WRITTEN TASK → Copy out each line below that has the word "styles" in it.

DATA SUPPLIED →
######

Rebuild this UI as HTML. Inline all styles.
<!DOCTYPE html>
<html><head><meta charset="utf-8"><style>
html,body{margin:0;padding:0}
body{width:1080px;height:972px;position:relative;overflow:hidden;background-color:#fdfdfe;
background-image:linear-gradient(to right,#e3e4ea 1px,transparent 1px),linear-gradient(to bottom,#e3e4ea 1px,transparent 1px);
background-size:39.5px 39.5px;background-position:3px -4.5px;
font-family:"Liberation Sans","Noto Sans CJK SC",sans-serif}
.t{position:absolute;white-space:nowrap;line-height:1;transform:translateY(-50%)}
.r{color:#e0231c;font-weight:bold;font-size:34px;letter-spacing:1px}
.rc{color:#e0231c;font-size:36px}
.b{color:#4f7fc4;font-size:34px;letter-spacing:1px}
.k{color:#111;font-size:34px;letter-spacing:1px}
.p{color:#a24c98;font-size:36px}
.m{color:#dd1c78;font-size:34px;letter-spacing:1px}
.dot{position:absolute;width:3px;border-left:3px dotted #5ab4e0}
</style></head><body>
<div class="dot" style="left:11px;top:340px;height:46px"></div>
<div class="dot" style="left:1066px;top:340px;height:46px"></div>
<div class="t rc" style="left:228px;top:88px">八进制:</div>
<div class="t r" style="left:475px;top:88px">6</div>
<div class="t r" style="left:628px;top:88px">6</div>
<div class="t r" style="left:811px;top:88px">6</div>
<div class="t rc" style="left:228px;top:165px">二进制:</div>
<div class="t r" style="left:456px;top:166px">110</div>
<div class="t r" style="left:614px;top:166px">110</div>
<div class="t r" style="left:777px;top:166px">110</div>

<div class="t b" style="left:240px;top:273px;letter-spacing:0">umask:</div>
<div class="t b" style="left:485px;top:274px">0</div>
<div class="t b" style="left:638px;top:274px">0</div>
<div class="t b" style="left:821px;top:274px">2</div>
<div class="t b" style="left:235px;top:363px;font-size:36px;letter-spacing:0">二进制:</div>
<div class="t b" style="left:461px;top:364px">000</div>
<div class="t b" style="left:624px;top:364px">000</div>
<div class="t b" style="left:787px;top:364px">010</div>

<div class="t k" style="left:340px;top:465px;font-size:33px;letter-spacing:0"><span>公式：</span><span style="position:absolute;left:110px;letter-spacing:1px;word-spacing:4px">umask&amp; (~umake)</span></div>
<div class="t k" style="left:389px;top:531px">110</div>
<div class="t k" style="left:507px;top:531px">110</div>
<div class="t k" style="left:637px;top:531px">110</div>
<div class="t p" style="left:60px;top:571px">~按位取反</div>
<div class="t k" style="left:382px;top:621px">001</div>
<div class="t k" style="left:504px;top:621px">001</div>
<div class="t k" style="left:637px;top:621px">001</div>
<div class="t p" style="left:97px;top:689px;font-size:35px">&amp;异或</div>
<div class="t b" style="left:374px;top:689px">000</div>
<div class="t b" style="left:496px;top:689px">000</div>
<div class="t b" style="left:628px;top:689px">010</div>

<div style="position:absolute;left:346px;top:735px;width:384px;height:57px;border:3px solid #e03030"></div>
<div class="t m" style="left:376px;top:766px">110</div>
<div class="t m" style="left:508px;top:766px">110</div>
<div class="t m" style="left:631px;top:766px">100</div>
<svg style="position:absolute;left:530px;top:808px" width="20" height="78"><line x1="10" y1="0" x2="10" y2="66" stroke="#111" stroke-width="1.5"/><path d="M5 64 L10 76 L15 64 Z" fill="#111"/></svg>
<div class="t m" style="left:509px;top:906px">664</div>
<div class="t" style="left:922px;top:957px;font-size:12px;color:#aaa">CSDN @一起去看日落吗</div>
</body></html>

######

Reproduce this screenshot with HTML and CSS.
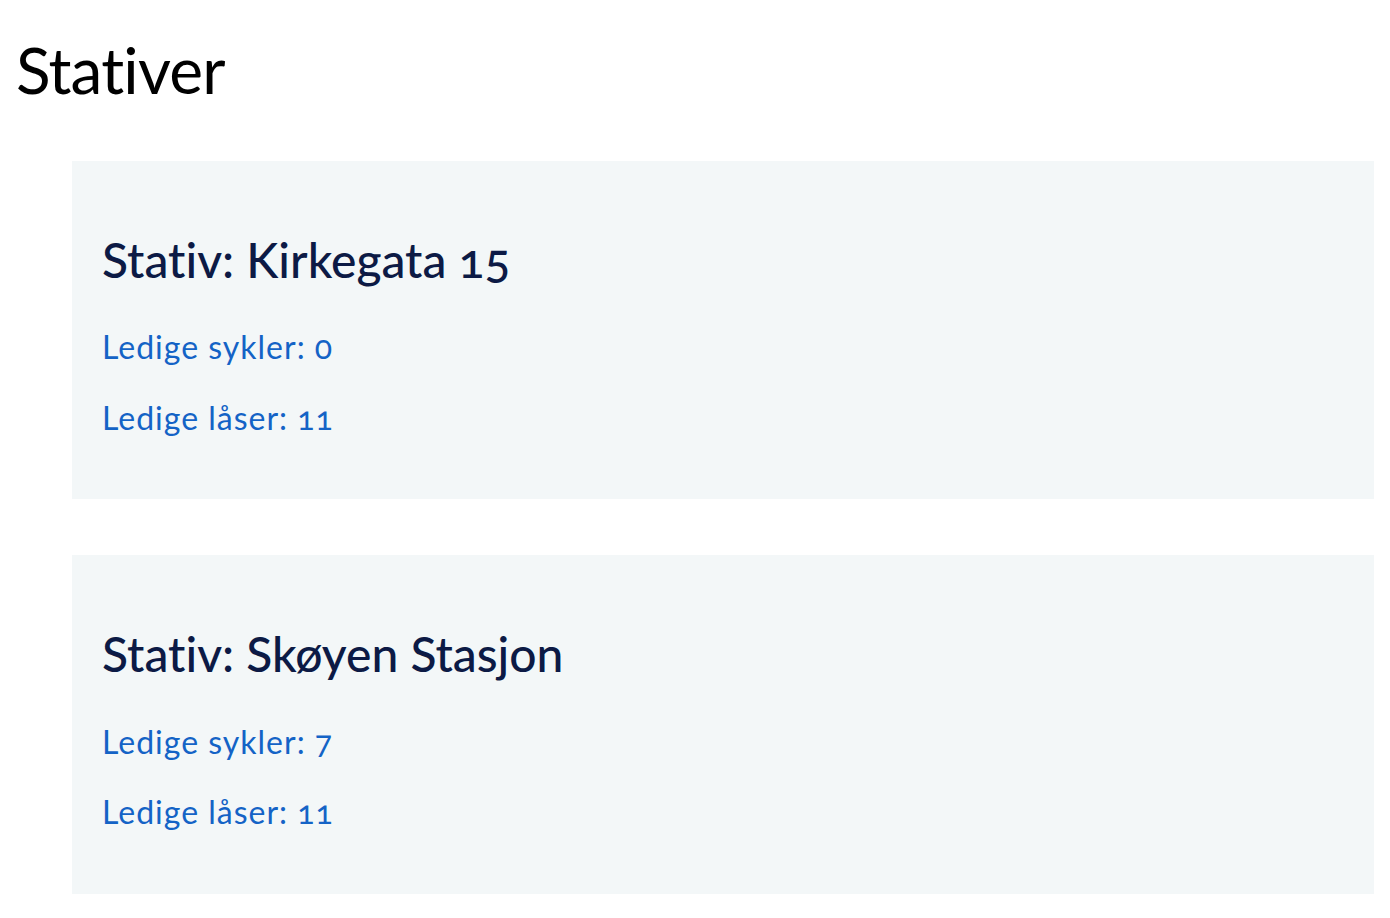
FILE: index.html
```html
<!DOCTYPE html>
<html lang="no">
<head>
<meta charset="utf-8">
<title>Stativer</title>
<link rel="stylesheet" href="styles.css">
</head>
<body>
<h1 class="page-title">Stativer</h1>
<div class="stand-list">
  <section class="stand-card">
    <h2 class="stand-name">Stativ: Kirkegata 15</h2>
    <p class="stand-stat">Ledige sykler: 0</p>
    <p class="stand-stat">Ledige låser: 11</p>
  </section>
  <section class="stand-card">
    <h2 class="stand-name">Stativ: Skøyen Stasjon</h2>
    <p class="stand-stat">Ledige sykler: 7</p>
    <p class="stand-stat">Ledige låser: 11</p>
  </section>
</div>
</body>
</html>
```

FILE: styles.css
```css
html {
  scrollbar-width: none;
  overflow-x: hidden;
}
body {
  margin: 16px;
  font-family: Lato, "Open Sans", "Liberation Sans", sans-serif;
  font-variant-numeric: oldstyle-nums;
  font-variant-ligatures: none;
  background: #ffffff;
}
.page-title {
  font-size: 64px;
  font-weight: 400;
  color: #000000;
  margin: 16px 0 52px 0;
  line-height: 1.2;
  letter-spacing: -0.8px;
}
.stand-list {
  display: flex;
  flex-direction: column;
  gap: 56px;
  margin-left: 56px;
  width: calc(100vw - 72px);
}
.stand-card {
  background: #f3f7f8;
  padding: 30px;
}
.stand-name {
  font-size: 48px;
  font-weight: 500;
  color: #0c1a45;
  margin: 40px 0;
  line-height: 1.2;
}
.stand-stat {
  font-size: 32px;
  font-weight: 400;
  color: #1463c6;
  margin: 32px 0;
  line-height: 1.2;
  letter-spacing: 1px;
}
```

######

IN RESPONSE →
Rebuild this UI as HTML. Inline all styles.
<link rel="stylesheet" href="styles.css">
FILE: styles.css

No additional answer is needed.